Bielefeld, das „unentdeckte Zentrum“ zwischen Berlin und dem Pott – gibt’s hier Bedarf an Patentanwaltsfachangestellten? Es klingt überraschend: Ja, und zwar aus gutem Grund. Die Wirtschaft vor Ort ist geprägt von Maschinenbau, Lebensmitteltechnik, Hidden Champions (deren Namen die Insider flüstern) und einem durchaus respektablen Gründungsgeist, der in der Region mehr ist als ein Buzzword. Und was folgt daraus? Ein ständiger Bedarf an Schutzrechten, Regularien, Verfahrensmanagement. Es gibt Anwaltsbüros, die sich gezielt auf das regionale Patentgeschäft fokussieren – auch weil der ostwestfälische Unternehmergeist selten um den heißen Brei redet. Wer also denkt, hier gebe es nur Verwaltungsroutine, sollte mal einen Blick in die Ablagesysteme nach einer Fristverlängerungswoche werfen. Der Mix aus lokalen, häufig querdenkenden Mandanten und internationalen Verfahren macht aus der Tätigkeit einen echten Alltags-Collider für Multitasking.
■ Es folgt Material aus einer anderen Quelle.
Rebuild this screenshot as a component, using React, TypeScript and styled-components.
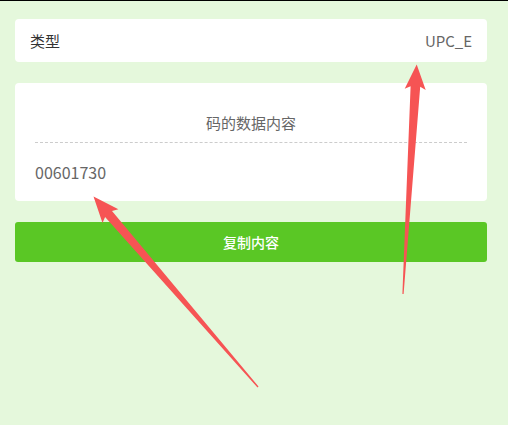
import React from 'react';
import styled, { createGlobalStyle } from 'styled-components';

const GlobalStyle = createGlobalStyle`
  html, body {
    margin: 0;
    padding: 0;
    background-color: #e5f8dc;
  }
  body {
    font-family: "Noto Sans CJK SC", "Noto Sans", sans-serif;
    border-top: 1px solid #000;
  }
`;

const Page = styled.div`
  position: relative;
  min-height: 424px;
  padding: 18px 21px 0 15px;
  box-sizing: border-box;
  display: flex;
  flex-direction: column;
  gap: 21px;
`;

const Card = styled.div`
  background-color: #fff;
  border-radius: 4px;
`;

const InfoRow = styled(Card)`
  height: 43px;
  padding: 0 15px;
  display: flex;
  align-items: center;
  justify-content: space-between;
  font-size: 15px;
`;

const Label = styled.span`
  color: #333;
`;

const Value = styled.span`
  color: #666;
`;

const DataCard = styled(Card)`
  padding: 0 20px;
`;

const DataTitle = styled.div`
  padding: 30px 0 9px;
  line-height: 20px;
  font-size: 15px;
  color: #666;
  text-align: center;
  border-bottom: 1px dashed #ccc;
`;

const DataValue = styled.div`
  padding: 19px 0;
  line-height: 20px;
  font-size: 16px;
  color: #666;
`;

const CopyButton = styled.button`
  height: 40px;
  border: none;
  border-radius: 3px;
  background-color: #5ac725;
  color: #fff;
  font-family: inherit;
  font-size: 14px;
  font-weight: 500;
  cursor: pointer;
`;

const Overlay = styled.svg`
  position: absolute;
  left: 0;
  top: 0;
  width: 508px;
  height: 425px;
  pointer-events: none;
`;

type Pt = [number, number];

// tapered annotation arrow: thin tail, wide shaft near the head, triangular head
const arrowPoints = (tail: Pt, tip: Pt, headLen: number, headHalf: number, shaftHalf: number) => {
  const dx = tip[0] - tail[0];
  const dy = tip[1] - tail[1];
  const len = Math.hypot(dx, dy);
  const ux = dx / len;
  const uy = dy / len;
  const nx = -uy;
  const ny = ux;
  const bx = tip[0] - ux * headLen;
  const by = tip[1] - uy * headLen;
  const ix = bx + ux * 3;
  const iy = by + uy * 3;
  const pts: Pt[] = [
    tip,
    [bx + nx * headHalf, by + ny * headHalf],
    [ix + nx * shaftHalf, iy + ny * shaftHalf],
    [tail[0] + nx * 0.6, tail[1] + ny * 0.6],
    [tail[0] - nx * 0.6, tail[1] - ny * 0.6],
    [ix - nx * shaftHalf, iy - ny * shaftHalf],
    [bx - nx * headHalf, by - ny * headHalf],
  ];
  return pts.map((p) => `${p[0].toFixed(1)},${p[1].toFixed(1)}`).join(' ');
};

export default function App() {
  return (
    <>
      <GlobalStyle />
      <Page>
        <InfoRow>
          <Label>类型</Label>
          <Value>UPC_E</Value>
        </InfoRow>
        <DataCard>
          <DataTitle>码的数据内容</DataTitle>
          <DataValue>00601730</DataValue>
        </DataCard>
        <CopyButton>复制内容</CopyButton>
        <Overlay viewBox="0 0 508 425">
          <polygon fill="#f65454" points={arrowPoints([258, 386], [93.5, 195.5], 26, 10.5, 4.6)} />
          <polygon fill="#f65454" points={arrowPoints([403, 293], [416.7, 63.5], 25, 10.5, 4.8)} />
        </Overlay>
      </Page>
    </>
  );
}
Klar, es ist nicht alles Gold. Digitalisierung, neue KISysteme, gelegentliche Missverständnisse zwischen Juristen- und Technikerhirnen – das kann schon nerven. Hinzu kommt ein gewisser Erwartungsdruck: Fehler bei Fristen? Könnte teuer werden. Andererseits: Wer Lust hat, eigenständig zu arbeiten, in Prozesse einzutauchen und dabei nicht jeden Tag den gleichen Parkschein lösen will, findet hier eine Nische mit Entwicklungspotenzial. Weiterbildung? Durchaus möglich, je nach Fokus in Richtung Spezialwissen im Patent-, Marken- oder Designrecht – vereinzelt locken sogar Seminare direkt mit Bezug zu regionalen Unternehmen. Die eigentliche Kunst liegt, wie ich finde, ohnehin im gekonnten „Spagat“: Zwischen trockener Rechtstextwüste, technischem Kauderwelsch und einer gehörigen Portion Praxisverstand. Aber das macht – so klingt es zumindest oft in Kantinengesprächen – den besonderen Reiz des Berufs aus.